In the Eurozone, demand constraints are limiting the production, but supply constraints remain significant
In the US, demand is contributing a bit more to inflation

In the Eurozone, demand is exerting a downward pressure on inflation, unlike in 2022

The European Commission’s survey shows to which extent supply constraints (such as shortages of inputs or labour, which drive inflation upwards) or demand constraints (which limit inflation) are affecting business output. The increase in supply constraints and the decrease in demand constraints, typical of the post-Covid period, were two factors that contributed to the acceleration of inflation at the time (10.6% y/y at its peak in October 2022). The level of these constraints in January 2026 allows for cautious optimism (see Chart 1). The lack of demand has exerted a greater influence than supply since mid-2024, while supply-side constraints have continued to ease. This trend has allowed inflation to return to the ECB’s 2% target. However, it has not fallen below this target, as supply constraints, despite their reduction, remain significantly higher than the historical average. Furthermore, while harmonised inflation rose by 0.6 percentage points to 2.5% year-on-year in March (at this stage, only due to the rise in fuel prices), the conflict in Iran could well trigger a resurgence of these constraints, as indicated by the rise in input price indices in business climate surveys. These same surveys do not currently indicate that these pressures are being passed on to selling prices by the end of Q2, but this may occur in the longer term, which would then suggest a rebound in core inflation.

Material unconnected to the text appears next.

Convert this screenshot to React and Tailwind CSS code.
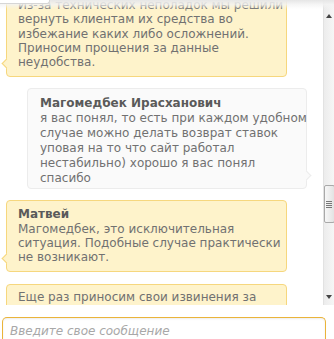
import React from 'react';

const font = { fontFamily: '"DejaVu Sans", Verdana, sans-serif' };

const YellowBubble = ({ name, lines, className = '' }) => (
  <div className={`relative ml-[6px] w-[281px] rounded-[4px] border border-[#f6d77e] bg-[#fef3cb] pl-[11px] pr-2 text-[12px] leading-[14.3px] text-[#717171] ${className}`}>
    {name && <div className="font-bold text-[#5a5a5a]">{name}</div>}
    {lines.map((l, i) => (
      <div key={i} className="whitespace-nowrap">{l}</div>
    ))}
    {/* tail */}
    <div className="absolute bottom-[9px] left-[-4px] h-[7px] w-[7px] rotate-45 border-b border-l border-[#f6d77e] bg-[#fef3cb]" />
  </div>
);

const GrayBubble = ({ name, lines }) => (
  <div className="relative ml-[27px] w-[280px] rounded-[4px] border border-[#ececec] bg-[#fafafa] pl-[12px] pr-2 pt-[7px] pb-[2px] text-[12px] leading-[15px] text-[#717171]">
    <div className="font-bold text-[#5a5a5a]">{name}</div>
    {lines.map((l, i) => (
      <div key={i} className="whitespace-nowrap">{l}</div>
    ))}
    <div className="absolute bottom-[9px] right-[-4px] h-[7px] w-[7px] rotate-45 border-t border-r border-[#ececec] bg-[#fafafa]" />
  </div>
);

const Scrollbar = () => (
  <div className="flex w-[11px] flex-col items-center border-l border-[#e2e2e2] bg-gradient-to-r from-[#ececec] to-[#f6f6f6]">
    <div className="h-[14px]" />
    <div className="h-0 w-0 border-x-[3.5px] border-b-[4px] border-x-transparent border-b-[#444]" />
    <div className="h-[167px]" />
    <div className="flex h-[38px] w-[11px] flex-col items-center justify-center gap-[1px] rounded-[2px] border border-[#a9a9a9] bg-gradient-to-r from-[#f7f7f7] to-[#e3e3e3]">
      <div className="h-px w-[6px] bg-[#777]" />
      <div className="h-px w-[6px] bg-[#777]" />
      <div className="h-px w-[6px] bg-[#777]" />
      <div className="h-px w-[6px] bg-[#777]" />
    </div>
    <div className="flex-1" />
    <div className="mb-[6px] h-0 w-0 border-x-[3.5px] border-t-[4px] border-x-transparent border-t-[#444]" />
  </div>
);

export default function App() {
  return (
    <div className="flex h-[339px] w-[334px] flex-col overflow-hidden bg-white" style={font}>
      <div className="relative flex h-[305px]">
        <div className="flex-1 overflow-hidden">
          <div className="mt-[-9px] flex flex-col gap-[11px]">
            <YellowBubble
              className="pt-[6px] pb-[7px]"
              lines={[
                'Из-за технических неполадок мы решили',
                'вернуть клиентам их средства во',
                'избежание каких либо осложнений.',
                'Приносим прощения за данные',
                'неудобства.',
              ]}
            />
            <GrayBubble
              name="Магомедбек Ирасханович"
              lines={[
                'я вас понял, то есть при каждом удобном',
                'случае можно делать возврат ставок',
                'уповая на то что сайт работал',
                'нестабильно) хорошо я вас понял',
                'спасибо',
              ]}
            />
            <YellowBubble
              className="pt-[6px] pb-[6px]"
              name="Матвей"
              lines={[
                'Магомедбек, это исключительная',
                'ситуация. Подобные случае практически',
                'не возникают.',
              ]}
            />
            <YellowBubble
              className="mt-px pt-[5px] pb-[6px]"
              lines={['Еще раз приносим свои извинения за', 'неудобства.']}
            />
          </div>
        </div>
        <Scrollbar />
        {/* top shade */}
        <div className="pointer-events-none absolute left-0 right-0 top-0 h-[9px] bg-gradient-to-b from-[#e6e6e6] via-[#f3f3f3]/80 to-transparent" />
        <div className="absolute left-0 top-0 h-[4px] w-[50px] rounded-br-[3px] border-b border-r border-[#d6d6d6] bg-white" />
      </div>
      <div className="flex-1 bg-white pl-[2px] pr-[8px] pt-[12px]">
        <div className="h-[30px] rounded-t-[5px] border-[1.5px] border-b-0 border-[#eab43a] bg-white px-[7px] pt-[5px] text-[12px] leading-[16px] italic text-[#a8a8a8] shadow-[inset_0_1px_2px_rgba(0,0,0,0.08)]">
          Введите свое сообщение
        </div>
      </div>
    </div>
  );
}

In the United States, demand plays a more significant role in inflation, but less so than in 2022

In the absence of a survey similar to that conducted by the European Commission, we use a different method to compare the impact of supply and demand (see Chart 2): we examine the direct contributions of supply and demand to inflation dynamics based on a breakdown between these two factors, as provided by the Bureau of Economic Analysis (using a methodology developed by A. Shapiro from the San Francisco Fed). Although significantly lower than in 2022, the contribution of supply to inflation is not negligible and plays roughly the same role as in 2018–19. These constraints even appear to have increased slightly since the Trump administration’s tariff hikes and are likely to rise further with the recent rebound in input prices and delivery times. The contribution of demand to inflation continues to be more substantial, reflecting the resilience of consumption (and its post-Covid outperformance; see our analysis). However, this momentum has been moderating in recent months, against a backdrop of a deteriorating labour market.

Inflation is expected to rise due to increased supply constraints, before easing

In both regions, the war in Iran is likely to trigger a resurgence in supply constraints, although probably less than in 2022. Nevertheless, these constraints are expected to push inflation higher, while the negative effects of the conflict on demand would take longer to materialise, as would their disinflationary effects.